When Europeans sought refuge in Africa
It’s a little-known piece of history that resonates in reverse today as European nations are closing their borders to African migrants.
But almost 80-years-ago, Africa provided a refuge for thousands of Europeans fleeing war, persecution and hunger.
The seeds of this extraordinary exodus were sown in 1939 when Adolf Hitler and Joseph Stalin signed a nonaggression pact that divided several eastern European countries, including Poland, into German and Soviet spheres of interest.
With a few days, Germany invaded Poland, triggering World War II.
Within a few weeks, the Soviets invaded Poland from the east.
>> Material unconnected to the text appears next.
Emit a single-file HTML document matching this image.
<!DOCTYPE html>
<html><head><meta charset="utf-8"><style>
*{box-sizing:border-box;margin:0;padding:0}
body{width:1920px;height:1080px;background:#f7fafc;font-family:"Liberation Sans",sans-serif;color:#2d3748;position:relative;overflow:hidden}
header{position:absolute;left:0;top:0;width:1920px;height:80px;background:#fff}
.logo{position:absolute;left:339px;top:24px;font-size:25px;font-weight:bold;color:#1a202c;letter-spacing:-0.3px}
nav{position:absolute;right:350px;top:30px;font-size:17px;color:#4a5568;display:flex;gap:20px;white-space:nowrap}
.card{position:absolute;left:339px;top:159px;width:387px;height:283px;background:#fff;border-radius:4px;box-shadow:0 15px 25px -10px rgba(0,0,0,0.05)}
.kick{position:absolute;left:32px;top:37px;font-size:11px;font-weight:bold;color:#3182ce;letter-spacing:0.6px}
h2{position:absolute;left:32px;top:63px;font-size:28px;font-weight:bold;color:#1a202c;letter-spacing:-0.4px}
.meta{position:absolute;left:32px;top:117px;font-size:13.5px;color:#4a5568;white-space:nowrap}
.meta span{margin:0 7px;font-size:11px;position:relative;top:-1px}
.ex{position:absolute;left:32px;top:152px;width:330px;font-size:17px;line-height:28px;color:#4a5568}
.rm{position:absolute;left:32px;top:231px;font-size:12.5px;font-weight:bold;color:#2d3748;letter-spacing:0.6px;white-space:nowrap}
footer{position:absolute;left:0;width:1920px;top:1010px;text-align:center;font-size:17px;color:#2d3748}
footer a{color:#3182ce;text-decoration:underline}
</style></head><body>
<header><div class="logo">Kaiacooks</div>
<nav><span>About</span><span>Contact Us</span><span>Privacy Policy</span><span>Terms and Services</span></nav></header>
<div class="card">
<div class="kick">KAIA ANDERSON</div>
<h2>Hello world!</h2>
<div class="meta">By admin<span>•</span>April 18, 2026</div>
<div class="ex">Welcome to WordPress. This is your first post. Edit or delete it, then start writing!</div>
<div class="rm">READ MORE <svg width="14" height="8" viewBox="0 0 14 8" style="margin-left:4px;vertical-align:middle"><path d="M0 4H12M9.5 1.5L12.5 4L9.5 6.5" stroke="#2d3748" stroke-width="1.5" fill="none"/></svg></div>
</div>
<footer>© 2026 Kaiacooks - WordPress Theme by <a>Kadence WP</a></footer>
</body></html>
Like the Nazis in the west of the country, the Soviet Union began to carry out ethnic cleansing.
They deported hundreds of thousands of Poles, including many Jews, in four waves to forced labour camps in remote Russian regions such as Siberia and Kazakhstan.
In 1941, the tables were turned when Germany invaded the Soviet Union, forcing Russia to join the Allies.
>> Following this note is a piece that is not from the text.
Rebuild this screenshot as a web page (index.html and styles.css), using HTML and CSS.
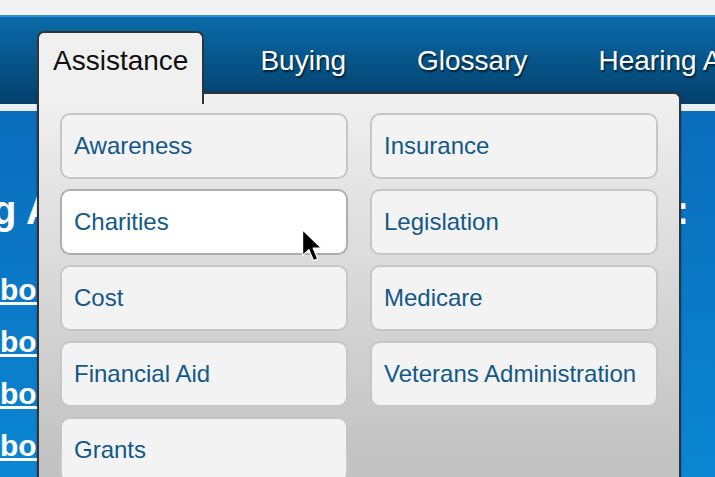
FILE: index.html
```html
<!DOCTYPE html>
<html>
   <head>
      <meta name="viewport" content="width=device-width, initial-scale=1">
      <link rel="stylesheet" href="styles.css">
   </head>
   <body>
      <div class="topbar"></div>

      <!--
      Main navigation with the open Assistance menu
      -->
      <div class="header">
         <ul class="mainnav">
            <li class="navitem active">Assistance</li>
            <li class="navitem">Buying</li>
            <li class="navitem">Glossary</li>
            <li class="navitem">Hearing Aids</li>
         </ul>

         <div class="dropdown">
            <a class="menubutton" href="#">Awareness</a>
            <a class="menubutton hover" href="#">Charities</a>
            <a class="menubutton" href="#">Cost</a>
            <a class="menubutton" href="#">Financial Aid</a>
            <a class="menubutton" href="#">Grants</a>
            <a class="menubutton" href="#">Insurance</a>
            <a class="menubutton" href="#">Legislation</a>
            <a class="menubutton" href="#">Medicare</a>
            <a class="menubutton" href="#">Veterans Administration</a>
         </div>

         <!-- mouse pointer over Charities -->
         <svg class="cursor" width="23" height="36" viewBox="0 0 22 34">
            <path d="M1.5,1.5 L1.5,26 L7.5,20.5 L12,31 L16,29.3 L11.6,19 L19.5,19 Z" />
         </svg>
      </div>
      <div class="strip"></div>

      <!--
      Page content behind the menu
      -->
      <div class="content">
         <h1 class="pagetitle"><span>g Aids for Everyone</span><span>:</span></h1>
         <ul class="links">
            <li><a href="#">books about hearing loss</a></li>
            <li><a href="#">bone conduction aids</a></li>
            <li><a href="#">bought online</a></li>
            <li><a href="#">borrowing a hearing aid</a></li>
         </ul>
      </div>
   </body>
</html>
```

FILE: styles.css
```css
html, body {
   overflow : hidden;
}

body {
   margin : 0;
   font-family : "Liberation Sans", Arial, Helvetica, sans-serif;
   background-color : #0a86d2;
}

.topbar {
   height : 15px;
   background-color : #f3f3f3;
   border-bottom : 2px solid #2790d8;
}

.header {
   position : relative;
   height : 87px;
   background : linear-gradient(to bottom, #0b6aa8, #03406c);
}

.mainnav {
   display : flex;
   align-items : flex-start;
   gap : 41px;
   list-style : none;
   margin : 0;
   padding : 14px 0 0 38px;
}

.navitem {
   position : relative;
   height : 73px;
   box-sizing : border-box;
   padding : 13px 15px 0 15px;
   font-size : 28px;
   line-height : 34px;
   color : #ffffff;
   text-shadow : 1px 2px 2px rgba(0, 0, 0, 0.65);
   white-space : nowrap;
}

.navitem.active {
   z-index : 3;
   margin-left : -1px;
   padding : 11px 14px 0 14px;
   color : #111111;
   text-shadow : none;
   background-color : #f0f0f0;
   border : 2px solid #2f3439;
   border-bottom : none;
   border-radius : 7px 7px 0 0;
}

.dropdown {
   position : absolute;
   z-index : 2;
   left : 37px;
   top : 75px;
   width : 644px;
   height : 385px;
   box-sizing : border-box;
   padding : 19px 21px;
   background : linear-gradient(to bottom, #f0f0f0, #c2c2c2 96%);
   border : 2px solid #2f3439;
   border-bottom : none;
   border-radius : 0 7px 0 0;
   display : grid;
   grid-template-columns : 288px 288px;
   grid-template-rows : repeat(5, 66px);
   grid-auto-flow : column;
   column-gap : 22px;
   row-gap : 10px;
   box-shadow : 0 0 2px rgba(0, 0, 0, 0.4);
}

.menubutton {
   display : flex;
   align-items : center;
   box-sizing : border-box;
   padding : 0 12px;
   font-size : 24px;
   color : #145886;
   text-decoration : none;
   background-color : #f3f3f3;
   border : 2px solid #c6c6c6;
   border-radius : 10px;
}

.menubutton.hover {
   background-color : #ffffff;
   border-color : #aeaeae;
}

.cursor {
   position : absolute;
   z-index : 4;
   left : 301px;
   top : 211px;
}

.cursor path {
   fill : #000000;
   stroke : #ffffff;
   stroke-width : 1.2px;
   stroke-linejoin : round;
}

.strip {
   height : 7px;
   background-color : #e9eef3;
}

.content {
   height : 366px;
   background : linear-gradient(to bottom, #0a6dbc, #0a86d2);
   overflow : hidden;
}

.pagetitle {
   display : flex;
   justify-content : space-between;
   margin : 0 0 0 -8px;
   padding : 75px 26px 0 0;
   font-size : 40px;
   line-height : 48px;
   color : #ffffff;
   white-space : nowrap;
}

.links {
   list-style : none;
   margin : 30px 0 0 0;
   padding : 0;
}

.links li {
   font-size : 30px;
   line-height : 52px;
   font-weight : bold;
   white-space : nowrap;
}

.links a {
   color : #ffffff;
}
```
It triggered an amnesty for the Poles in the USSR. Unable to return to war-torn Poland, some 116,000 Poles living in the Soviet Union were evacuated to Iran, which had been invaded by the Anglo-Soviet alliance.
But Iran proved unable to house and feed such large numbers of refugees, causing the British government to move Polish civilians to other British colonies.
It was by this circuitous route that the Polish deportees arrived in Tanzania, South Africa, Zimbabwe and other parts of British Africa to see out the rest of WWII.
Now a Canadian filmmaker is exploring the journey of his Polish ancestors in a documentary.
During WWII Jonathan Durand’s grandmother Kazia Gerech had lived in a refugee camp in what is present-day Tanzania and the stories of her childhood near the foot of Mount Kilimanjaro were seared into his memory.
“When your Polish grandmother says that she has gone on safari on Africa’s highest mountain, that inspires a child’s imagination,” he told a film festival this week.
As a history student, he was surprised about the lack of information about Poles seeking sanctuary in Africa — his professor had never heard of Polish refugee camps on the continent.
“That’s when I started my research,” Mr Durand said.
His grandmother’s stories about her life in the small town of Tengeru in northern Tanzania motivated him to embark on a nine-year odyssey that took him to Eastern Europe, the Middle East, and Africa.
The resulting film, ‘Memory is our Homeland’, won the Audience Award at the Montreal International Film Festival in 2019.
From 1942 to 1949, Ms Gerech lived with her siblings and parents in a simple thatched hut in Tengeru in what was then the British-administered territory of Tanganyika (now Tanzania).
During his travels to the former Polish refugee camps in South Africa, Tanzania and Zambia, Mr Durand said that local people “had good memories of the Poles,” who farmed and sent their children to school.
“It was often their first contact with whites,” he said.
The Polish refugees also have a positive memory of the locals, Mr Durand says.
“They were young, and these intercultural encounters have shaped their humanity.”
Historical documents from the time show the Poles and the locals were friendly and sometimes even celebrated mass together.
After the war, the Poles were reluctant to return to their homeland, which was under Soviet control. Eventually, they migrated mostly to Australia, Canada, and Great Britain.
Mr Durand’s grandmother made it to England in 1949. There she met her husband, a Pole and a survivor of the Majdanek concentration camp. Together, they immigrated to Canada.